● **Given information**
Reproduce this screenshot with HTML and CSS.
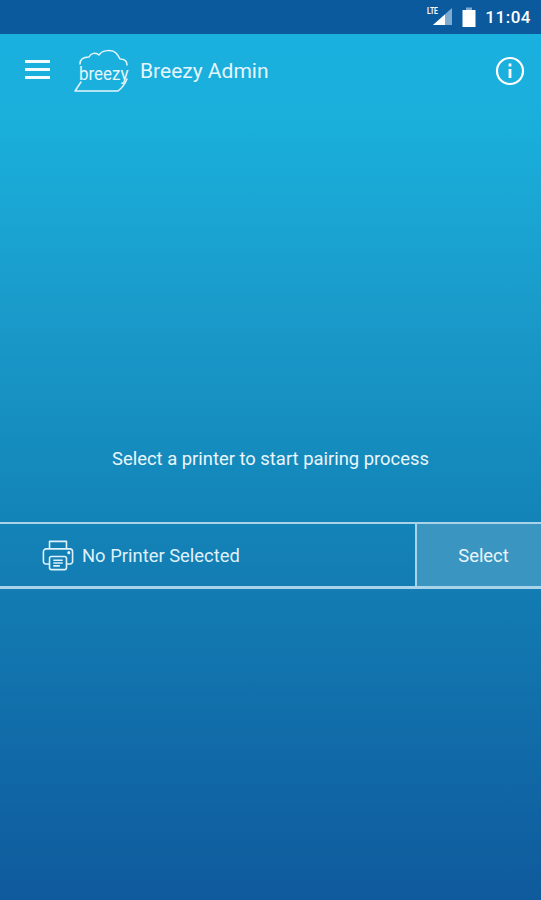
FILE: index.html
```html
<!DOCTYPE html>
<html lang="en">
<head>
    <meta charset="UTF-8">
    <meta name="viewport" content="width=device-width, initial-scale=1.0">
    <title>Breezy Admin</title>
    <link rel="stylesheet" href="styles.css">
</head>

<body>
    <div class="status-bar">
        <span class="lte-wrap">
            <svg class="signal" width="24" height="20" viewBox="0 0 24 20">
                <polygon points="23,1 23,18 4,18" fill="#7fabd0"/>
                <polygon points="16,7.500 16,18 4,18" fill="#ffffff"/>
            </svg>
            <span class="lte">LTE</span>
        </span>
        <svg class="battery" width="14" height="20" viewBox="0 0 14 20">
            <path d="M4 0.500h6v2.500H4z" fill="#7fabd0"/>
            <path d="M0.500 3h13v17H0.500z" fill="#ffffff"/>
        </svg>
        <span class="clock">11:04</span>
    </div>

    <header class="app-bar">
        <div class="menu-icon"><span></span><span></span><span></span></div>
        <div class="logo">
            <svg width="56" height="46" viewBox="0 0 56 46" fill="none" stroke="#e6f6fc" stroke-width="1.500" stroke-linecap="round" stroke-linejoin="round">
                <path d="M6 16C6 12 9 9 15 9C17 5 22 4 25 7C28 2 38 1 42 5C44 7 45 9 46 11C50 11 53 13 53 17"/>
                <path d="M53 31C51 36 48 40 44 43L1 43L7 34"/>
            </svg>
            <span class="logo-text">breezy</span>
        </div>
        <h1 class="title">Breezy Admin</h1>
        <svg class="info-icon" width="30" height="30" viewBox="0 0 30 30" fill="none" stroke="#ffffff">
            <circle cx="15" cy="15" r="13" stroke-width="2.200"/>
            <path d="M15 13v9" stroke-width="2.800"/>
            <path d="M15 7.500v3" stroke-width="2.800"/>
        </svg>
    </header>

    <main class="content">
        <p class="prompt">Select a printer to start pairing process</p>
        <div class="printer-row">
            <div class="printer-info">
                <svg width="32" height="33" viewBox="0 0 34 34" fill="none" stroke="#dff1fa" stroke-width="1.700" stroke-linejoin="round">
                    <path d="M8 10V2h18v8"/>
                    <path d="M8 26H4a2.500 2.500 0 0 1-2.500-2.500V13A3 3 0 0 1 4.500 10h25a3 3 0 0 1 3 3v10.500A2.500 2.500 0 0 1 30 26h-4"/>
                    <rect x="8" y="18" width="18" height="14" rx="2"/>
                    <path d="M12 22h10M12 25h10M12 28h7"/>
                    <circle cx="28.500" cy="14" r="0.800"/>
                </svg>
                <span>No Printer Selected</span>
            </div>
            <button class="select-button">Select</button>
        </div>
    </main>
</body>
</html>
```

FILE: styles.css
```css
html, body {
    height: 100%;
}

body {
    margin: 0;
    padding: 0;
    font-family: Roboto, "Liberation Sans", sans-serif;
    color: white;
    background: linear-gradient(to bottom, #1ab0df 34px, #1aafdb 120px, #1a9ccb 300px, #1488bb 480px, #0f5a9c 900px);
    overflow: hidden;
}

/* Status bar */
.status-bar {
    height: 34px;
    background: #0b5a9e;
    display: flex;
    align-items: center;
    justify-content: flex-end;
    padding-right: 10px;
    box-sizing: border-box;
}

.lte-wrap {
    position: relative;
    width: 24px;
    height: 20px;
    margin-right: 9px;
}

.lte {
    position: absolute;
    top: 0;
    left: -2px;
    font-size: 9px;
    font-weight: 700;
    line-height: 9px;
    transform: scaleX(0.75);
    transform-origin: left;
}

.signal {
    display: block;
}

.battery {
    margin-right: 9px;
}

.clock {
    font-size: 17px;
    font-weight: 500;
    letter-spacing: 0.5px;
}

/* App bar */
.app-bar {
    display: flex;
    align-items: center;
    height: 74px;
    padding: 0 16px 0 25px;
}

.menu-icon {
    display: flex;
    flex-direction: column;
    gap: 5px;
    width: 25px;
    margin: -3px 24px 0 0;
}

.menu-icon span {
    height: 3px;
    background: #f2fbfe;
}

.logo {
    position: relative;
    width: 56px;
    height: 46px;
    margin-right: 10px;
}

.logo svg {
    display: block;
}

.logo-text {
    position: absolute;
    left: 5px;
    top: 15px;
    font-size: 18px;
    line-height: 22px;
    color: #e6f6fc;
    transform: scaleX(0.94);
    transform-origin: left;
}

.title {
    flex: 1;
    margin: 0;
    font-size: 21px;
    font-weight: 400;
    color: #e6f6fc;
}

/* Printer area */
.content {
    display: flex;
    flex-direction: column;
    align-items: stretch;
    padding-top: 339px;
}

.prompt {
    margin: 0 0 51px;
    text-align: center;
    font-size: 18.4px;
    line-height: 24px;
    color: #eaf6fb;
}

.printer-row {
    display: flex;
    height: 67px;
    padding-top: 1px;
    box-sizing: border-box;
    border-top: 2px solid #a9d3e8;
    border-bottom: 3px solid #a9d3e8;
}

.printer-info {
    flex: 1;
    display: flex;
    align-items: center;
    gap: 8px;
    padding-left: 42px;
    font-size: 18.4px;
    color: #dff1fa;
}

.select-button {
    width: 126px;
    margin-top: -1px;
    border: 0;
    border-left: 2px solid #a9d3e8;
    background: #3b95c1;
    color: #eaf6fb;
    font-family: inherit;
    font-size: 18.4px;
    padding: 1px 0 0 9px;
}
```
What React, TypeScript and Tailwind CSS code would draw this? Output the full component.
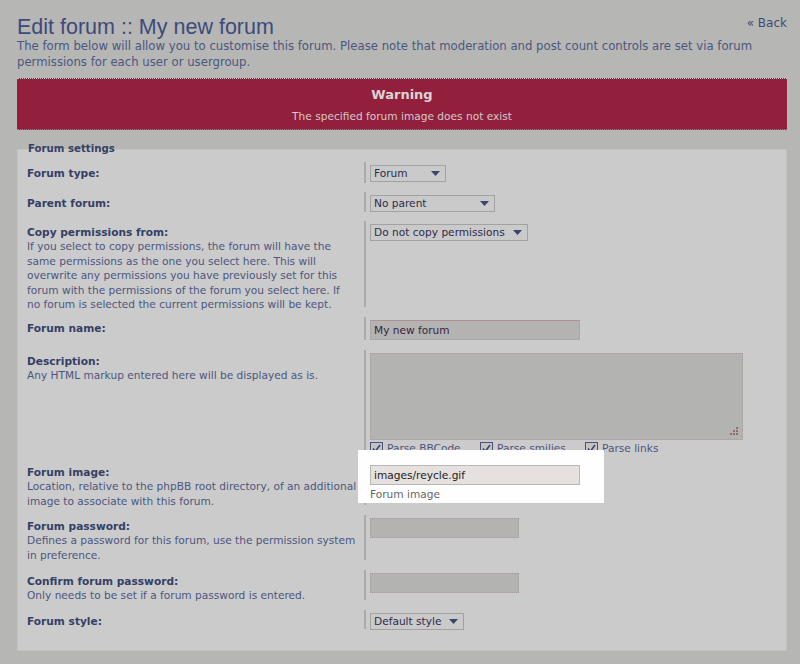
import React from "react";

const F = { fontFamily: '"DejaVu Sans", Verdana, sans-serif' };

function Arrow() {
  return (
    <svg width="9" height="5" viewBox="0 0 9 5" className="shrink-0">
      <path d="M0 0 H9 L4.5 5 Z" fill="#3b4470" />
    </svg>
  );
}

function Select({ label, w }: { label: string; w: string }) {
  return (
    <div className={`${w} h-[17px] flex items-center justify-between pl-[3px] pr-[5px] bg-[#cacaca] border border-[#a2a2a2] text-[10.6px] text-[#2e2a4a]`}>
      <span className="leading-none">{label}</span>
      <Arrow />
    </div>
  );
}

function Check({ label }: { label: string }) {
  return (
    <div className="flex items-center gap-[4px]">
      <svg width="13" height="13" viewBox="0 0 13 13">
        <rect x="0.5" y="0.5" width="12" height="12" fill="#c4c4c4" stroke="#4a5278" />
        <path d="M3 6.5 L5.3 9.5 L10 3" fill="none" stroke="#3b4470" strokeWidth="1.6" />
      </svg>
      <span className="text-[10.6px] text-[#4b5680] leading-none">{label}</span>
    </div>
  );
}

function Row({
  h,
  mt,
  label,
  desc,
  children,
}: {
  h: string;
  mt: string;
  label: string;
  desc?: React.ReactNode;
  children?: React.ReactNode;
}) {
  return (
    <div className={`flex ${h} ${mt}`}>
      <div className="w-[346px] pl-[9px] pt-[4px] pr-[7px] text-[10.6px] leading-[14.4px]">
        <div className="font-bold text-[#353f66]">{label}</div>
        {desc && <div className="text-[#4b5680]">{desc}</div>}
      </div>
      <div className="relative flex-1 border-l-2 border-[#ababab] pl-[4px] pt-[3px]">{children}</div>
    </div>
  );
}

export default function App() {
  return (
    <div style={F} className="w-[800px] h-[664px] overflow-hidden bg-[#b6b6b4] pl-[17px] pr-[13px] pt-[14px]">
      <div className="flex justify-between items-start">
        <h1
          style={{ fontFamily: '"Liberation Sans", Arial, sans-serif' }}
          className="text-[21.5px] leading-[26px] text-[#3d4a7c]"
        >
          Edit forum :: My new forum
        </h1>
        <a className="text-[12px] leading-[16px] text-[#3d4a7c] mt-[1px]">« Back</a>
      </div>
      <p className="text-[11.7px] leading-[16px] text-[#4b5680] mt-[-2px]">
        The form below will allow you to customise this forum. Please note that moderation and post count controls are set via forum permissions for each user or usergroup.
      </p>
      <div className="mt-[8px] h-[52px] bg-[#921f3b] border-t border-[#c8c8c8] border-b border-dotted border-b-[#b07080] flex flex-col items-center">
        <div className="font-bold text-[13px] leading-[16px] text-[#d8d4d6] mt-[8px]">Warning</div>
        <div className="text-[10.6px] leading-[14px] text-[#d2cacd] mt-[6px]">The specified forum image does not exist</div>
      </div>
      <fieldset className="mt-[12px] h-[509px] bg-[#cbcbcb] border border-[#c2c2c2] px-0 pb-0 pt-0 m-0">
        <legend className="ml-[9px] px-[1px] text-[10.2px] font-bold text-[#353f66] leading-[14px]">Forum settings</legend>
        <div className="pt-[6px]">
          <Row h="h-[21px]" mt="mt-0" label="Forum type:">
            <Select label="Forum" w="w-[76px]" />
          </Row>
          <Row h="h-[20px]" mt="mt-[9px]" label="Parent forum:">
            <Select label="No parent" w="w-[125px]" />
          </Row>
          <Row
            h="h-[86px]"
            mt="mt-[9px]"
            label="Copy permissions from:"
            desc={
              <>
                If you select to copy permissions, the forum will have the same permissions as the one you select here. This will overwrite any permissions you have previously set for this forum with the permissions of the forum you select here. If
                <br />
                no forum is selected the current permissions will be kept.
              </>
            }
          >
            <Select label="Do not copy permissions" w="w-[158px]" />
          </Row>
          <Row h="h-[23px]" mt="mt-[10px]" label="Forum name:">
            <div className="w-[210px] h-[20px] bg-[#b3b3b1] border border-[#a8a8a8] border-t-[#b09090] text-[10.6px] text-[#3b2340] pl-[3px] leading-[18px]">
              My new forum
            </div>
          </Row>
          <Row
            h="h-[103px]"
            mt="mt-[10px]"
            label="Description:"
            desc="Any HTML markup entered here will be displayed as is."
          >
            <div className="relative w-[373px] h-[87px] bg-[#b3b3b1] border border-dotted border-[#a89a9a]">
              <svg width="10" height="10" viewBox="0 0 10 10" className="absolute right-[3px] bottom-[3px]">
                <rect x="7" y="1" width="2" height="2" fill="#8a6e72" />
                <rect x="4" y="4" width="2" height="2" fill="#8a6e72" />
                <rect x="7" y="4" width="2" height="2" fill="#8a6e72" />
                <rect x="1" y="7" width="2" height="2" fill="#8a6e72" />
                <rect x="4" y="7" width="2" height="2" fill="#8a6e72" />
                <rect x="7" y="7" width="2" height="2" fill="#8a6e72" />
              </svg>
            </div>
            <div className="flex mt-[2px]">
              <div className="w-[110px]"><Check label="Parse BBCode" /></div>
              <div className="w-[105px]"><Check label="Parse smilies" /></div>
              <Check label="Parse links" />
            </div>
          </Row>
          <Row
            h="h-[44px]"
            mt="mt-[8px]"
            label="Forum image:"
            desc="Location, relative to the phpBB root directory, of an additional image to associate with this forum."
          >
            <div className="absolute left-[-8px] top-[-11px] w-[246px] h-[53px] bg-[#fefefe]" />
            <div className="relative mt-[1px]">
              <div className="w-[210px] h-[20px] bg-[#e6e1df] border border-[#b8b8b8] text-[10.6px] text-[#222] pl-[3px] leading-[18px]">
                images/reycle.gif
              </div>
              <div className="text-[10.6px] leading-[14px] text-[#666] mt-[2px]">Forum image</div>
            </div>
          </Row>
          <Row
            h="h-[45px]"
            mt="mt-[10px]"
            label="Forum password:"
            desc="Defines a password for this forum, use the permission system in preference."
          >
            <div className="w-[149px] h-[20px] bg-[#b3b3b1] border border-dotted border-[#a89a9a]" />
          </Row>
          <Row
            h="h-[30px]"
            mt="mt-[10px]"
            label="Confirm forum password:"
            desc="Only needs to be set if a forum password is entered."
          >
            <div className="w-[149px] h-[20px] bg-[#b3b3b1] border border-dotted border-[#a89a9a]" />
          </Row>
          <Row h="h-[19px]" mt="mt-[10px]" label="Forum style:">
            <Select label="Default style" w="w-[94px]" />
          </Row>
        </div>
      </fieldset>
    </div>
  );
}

● **Task prompt**
Identify and copy the lines holding the word "with".

● **Exercise response**
Reproduce this screenshot with HTML and CSS.
                If you select to copy permissions, the forum will have the same permissions as the one you select here. This will overwrite any permissions you have previously set for this forum with the permissions of the forum you select here. If
            desc="Location, relative to the phpBB root directory, of an additional image to associate with this forum."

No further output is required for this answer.